TASK INSTRUCTIONS: Give an exact transcription of every line, dropping the images.
--- START OF SOURCE DATA ---
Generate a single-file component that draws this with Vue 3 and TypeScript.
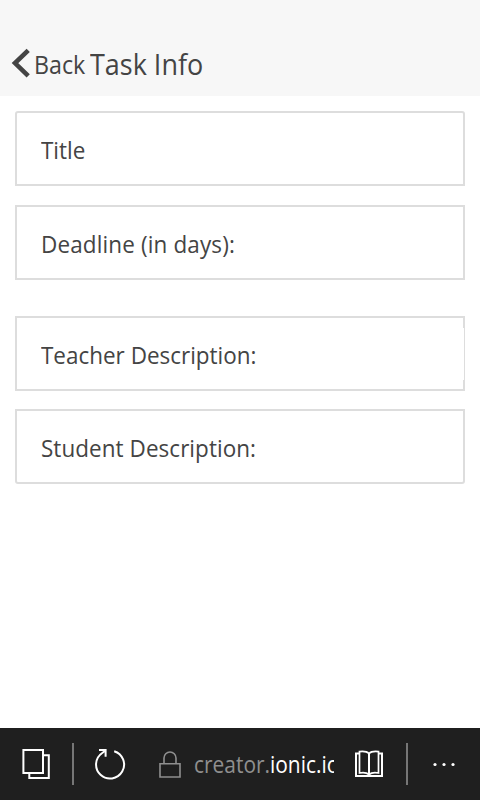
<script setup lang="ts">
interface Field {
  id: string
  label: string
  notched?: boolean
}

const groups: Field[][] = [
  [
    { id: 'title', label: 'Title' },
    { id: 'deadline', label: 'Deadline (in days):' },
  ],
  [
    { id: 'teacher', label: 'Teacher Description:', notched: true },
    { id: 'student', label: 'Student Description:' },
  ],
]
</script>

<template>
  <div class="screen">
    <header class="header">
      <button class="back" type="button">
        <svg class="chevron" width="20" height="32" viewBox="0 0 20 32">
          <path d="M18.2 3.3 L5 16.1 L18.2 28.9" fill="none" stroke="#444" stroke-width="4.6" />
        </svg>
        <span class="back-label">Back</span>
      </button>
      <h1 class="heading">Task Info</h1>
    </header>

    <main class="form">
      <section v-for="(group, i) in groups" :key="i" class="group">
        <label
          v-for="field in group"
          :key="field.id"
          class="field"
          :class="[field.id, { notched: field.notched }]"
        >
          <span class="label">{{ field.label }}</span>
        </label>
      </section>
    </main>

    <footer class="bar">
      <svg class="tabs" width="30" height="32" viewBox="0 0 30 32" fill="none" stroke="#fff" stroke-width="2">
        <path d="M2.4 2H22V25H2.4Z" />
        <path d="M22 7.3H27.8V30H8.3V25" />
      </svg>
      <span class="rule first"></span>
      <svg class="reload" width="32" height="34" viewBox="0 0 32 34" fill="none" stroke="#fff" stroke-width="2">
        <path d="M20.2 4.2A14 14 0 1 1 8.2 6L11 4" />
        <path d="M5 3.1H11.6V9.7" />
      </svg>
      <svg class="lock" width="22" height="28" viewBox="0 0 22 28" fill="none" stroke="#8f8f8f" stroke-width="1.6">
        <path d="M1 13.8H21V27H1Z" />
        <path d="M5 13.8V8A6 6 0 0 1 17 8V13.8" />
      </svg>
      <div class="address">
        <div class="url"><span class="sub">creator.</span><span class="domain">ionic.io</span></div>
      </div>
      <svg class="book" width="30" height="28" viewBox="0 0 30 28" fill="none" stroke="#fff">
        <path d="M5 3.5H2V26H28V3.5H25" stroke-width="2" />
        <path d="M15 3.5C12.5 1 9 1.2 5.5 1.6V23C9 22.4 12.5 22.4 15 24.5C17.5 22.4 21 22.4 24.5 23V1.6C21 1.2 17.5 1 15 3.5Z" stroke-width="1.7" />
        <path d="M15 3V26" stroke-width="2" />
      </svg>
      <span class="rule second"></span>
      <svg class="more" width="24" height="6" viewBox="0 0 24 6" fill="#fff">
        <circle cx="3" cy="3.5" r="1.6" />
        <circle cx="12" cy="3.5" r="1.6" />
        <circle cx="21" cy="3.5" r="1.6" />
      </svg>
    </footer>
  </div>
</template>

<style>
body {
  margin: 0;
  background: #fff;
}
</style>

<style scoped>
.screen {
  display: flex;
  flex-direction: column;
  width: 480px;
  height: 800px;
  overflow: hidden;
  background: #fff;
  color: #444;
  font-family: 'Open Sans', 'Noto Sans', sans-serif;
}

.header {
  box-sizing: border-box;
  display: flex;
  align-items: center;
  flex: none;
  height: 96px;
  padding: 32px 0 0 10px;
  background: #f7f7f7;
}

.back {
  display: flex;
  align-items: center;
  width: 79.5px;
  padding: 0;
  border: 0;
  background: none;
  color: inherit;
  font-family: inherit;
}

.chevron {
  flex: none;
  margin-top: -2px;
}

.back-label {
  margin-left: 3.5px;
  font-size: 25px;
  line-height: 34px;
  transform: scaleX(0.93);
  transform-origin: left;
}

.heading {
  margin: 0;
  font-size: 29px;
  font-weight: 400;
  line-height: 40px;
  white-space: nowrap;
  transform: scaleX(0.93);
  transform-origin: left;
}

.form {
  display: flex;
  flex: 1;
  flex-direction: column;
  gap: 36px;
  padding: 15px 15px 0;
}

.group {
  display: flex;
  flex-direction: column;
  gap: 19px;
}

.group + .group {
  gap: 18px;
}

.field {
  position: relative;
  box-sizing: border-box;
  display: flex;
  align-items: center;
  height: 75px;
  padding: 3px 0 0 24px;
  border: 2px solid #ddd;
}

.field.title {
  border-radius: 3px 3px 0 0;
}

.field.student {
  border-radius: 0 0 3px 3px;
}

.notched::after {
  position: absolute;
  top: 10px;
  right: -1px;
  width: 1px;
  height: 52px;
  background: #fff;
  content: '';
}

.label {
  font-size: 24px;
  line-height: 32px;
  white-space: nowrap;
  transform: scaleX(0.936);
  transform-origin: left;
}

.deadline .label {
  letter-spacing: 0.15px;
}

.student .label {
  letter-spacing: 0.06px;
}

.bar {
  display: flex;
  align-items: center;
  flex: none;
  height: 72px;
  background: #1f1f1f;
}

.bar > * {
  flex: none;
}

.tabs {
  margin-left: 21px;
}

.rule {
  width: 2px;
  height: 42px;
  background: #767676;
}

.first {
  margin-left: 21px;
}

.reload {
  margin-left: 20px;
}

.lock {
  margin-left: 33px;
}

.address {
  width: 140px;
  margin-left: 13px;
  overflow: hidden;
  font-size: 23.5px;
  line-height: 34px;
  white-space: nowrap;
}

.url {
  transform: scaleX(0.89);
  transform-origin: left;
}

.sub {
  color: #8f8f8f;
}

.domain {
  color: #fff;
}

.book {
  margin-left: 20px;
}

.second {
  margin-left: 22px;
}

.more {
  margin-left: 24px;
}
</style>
--- END OF SOURCE DATA ---
FULL OUTPUT:
Generate a single-file component that draws this with Vue 3 and TypeScript.
<script setup lang="ts">
interface Field {
  id: string
  label: string
  notched?: boolean
}

const groups: Field[][] = [
  [
    { id: 'title', label: 'Title' },
    { id: 'deadline', label: 'Deadline (in days):' },
  ],
  [
    { id: 'teacher', label: 'Teacher Description:', notched: true },
    { id: 'student', label: 'Student Description:' },
  ],
]
</script>

<template>
  <div class="screen">
    <header class="header">
      <button class="back" type="button">
        <svg class="chevron" width="20" height="32" viewBox="0 0 20 32">
          <path d="M18.2 3.3 L5 16.1 L18.2 28.9" fill="none" stroke="#444" stroke-width="4.6" />
        </svg>
        <span class="back-label">Back</span>
      </button>
      <h1 class="heading">Task Info</h1>
    </header>

    <main class="form">
      <section v-for="(group, i) in groups" :key="i" class="group">
        <label
          v-for="field in group"
          :key="field.id"
          class="field"
          :class="[field.id, { notched: field.notched }]"
        >
          <span class="label">{{ field.label }}</span>
        </label>
      </section>
    </main>

    <footer class="bar">
      <svg class="tabs" width="30" height="32" viewBox="0 0 30 32" fill="none" stroke="#fff" stroke-width="2">
        <path d="M2.4 2H22V25H2.4Z" />
        <path d="M22 7.3H27.8V30H8.3V25" />
      </svg>
      <span class="rule first"></span>
      <svg class="reload" width="32" height="34" viewBox="0 0 32 34" fill="none" stroke="#fff" stroke-width="2">
        <path d="M20.2 4.2A14 14 0 1 1 8.2 6L11 4" />
        <path d="M5 3.1H11.6V9.7" />
      </svg>
      <svg class="lock" width="22" height="28" viewBox="0 0 22 28" fill="none" stroke="#8f8f8f" stroke-width="1.6">
        <path d="M1 13.8H21V27H1Z" />
        <path d="M5 13.8V8A6 6 0 0 1 17 8V13.8" />
      </svg>
      <div class="address">
        <div class="url"><span class="sub">creator.</span><span class="domain">ionic.io</span></div>
      </div>
      <svg class="book" width="30" height="28" viewBox="0 0 30 28" fill="none" stroke="#fff">
        <path d="M5 3.5H2V26H28V3.5H25" stroke-width="2" />
        <path d="M15 3.5C12.5 1 9 1.2 5.5 1.6V23C9 22.4 12.5 22.4 15 24.5C17.5 22.4 21 22.4 24.5 23V1.6C21 1.2 17.5 1 15 3.5Z" stroke-width="1.7" />
        <path d="M15 3V26" stroke-width="2" />
      </svg>
      <span class="rule second"></span>
      <svg class="more" width="24" height="6" viewBox="0 0 24 6" fill="#fff">
        <circle cx="3" cy="3.5" r="1.6" />
        <circle cx="12" cy="3.5" r="1.6" />
        <circle cx="21" cy="3.5" r="1.6" />
      </svg>
    </footer>
  </div>
</template>

<style>
body {
  margin: 0;
  background: #fff;
}
</style>

<style scoped>
.screen {
  display: flex;
  flex-direction: column;
  width: 480px;
  height: 800px;
  overflow: hidden;
  background: #fff;
  color: #444;
  font-family: 'Open Sans', 'Noto Sans', sans-serif;
}

.header {
  box-sizing: border-box;
  display: flex;
  align-items: center;
  flex: none;
  height: 96px;
  padding: 32px 0 0 10px;
  background: #f7f7f7;
}

.back {
  display: flex;
  align-items: center;
  width: 79.5px;
  padding: 0;
  border: 0;
  background: none;
  color: inherit;
  font-family: inherit;
}

.chevron {
  flex: none;
  margin-top: -2px;
}

.back-label {
  margin-left: 3.5px;
  font-size: 25px;
  line-height: 34px;
  transform: scaleX(0.93);
  transform-origin: left;
}

.heading {
  margin: 0;
  font-size: 29px;
  font-weight: 400;
  line-height: 40px;
  white-space: nowrap;
  transform: scaleX(0.93);
  transform-origin: left;
}

.form {
  display: flex;
  flex: 1;
  flex-direction: column;
  gap: 36px;
  padding: 15px 15px 0;
}

.group {
  display: flex;
  flex-direction: column;
  gap: 19px;
}

.group + .group {
  gap: 18px;
}

.field {
  position: relative;
  box-sizing: border-box;
  display: flex;
  align-items: center;
  height: 75px;
  padding: 3px 0 0 24px;
  border: 2px solid #ddd;
}

.field.title {
  border-radius: 3px 3px 0 0;
}

.field.student {
  border-radius: 0 0 3px 3px;
}

.notched::after {
  position: absolute;
  top: 10px;
  right: -1px;
  width: 1px;
  height: 52px;
  background: #fff;
  content: '';
}

.label {
  font-size: 24px;
  line-height: 32px;
  white-space: nowrap;
  transform: scaleX(0.936);
  transform-origin: left;
}

.deadline .label {
  letter-spacing: 0.15px;
}

.student .label {
  letter-spacing: 0.06px;
}

.bar {
  display: flex;
  align-items: center;
  flex: none;
  height: 72px;
  background: #1f1f1f;
}

.bar > * {
  flex: none;
}

.tabs {
  margin-left: 21px;
}

.rule {
  width: 2px;
  height: 42px;
  background: #767676;
}

.first {
  margin-left: 21px;
}

.reload {
  margin-left: 20px;
}

.lock {
  margin-left: 33px;
}

.address {
  width: 140px;
  margin-left: 13px;
  overflow: hidden;
  font-size: 23.5px;
  line-height: 34px;
  white-space: nowrap;
}

.url {
  transform: scaleX(0.89);
  transform-origin: left;
}

.sub {
  color: #8f8f8f;
}

.domain {
  color: #fff;
}

.book {
  margin-left: 20px;
}

.second {
  margin-left: 22px;
}

.more {
  margin-left: 24px;
}
</style>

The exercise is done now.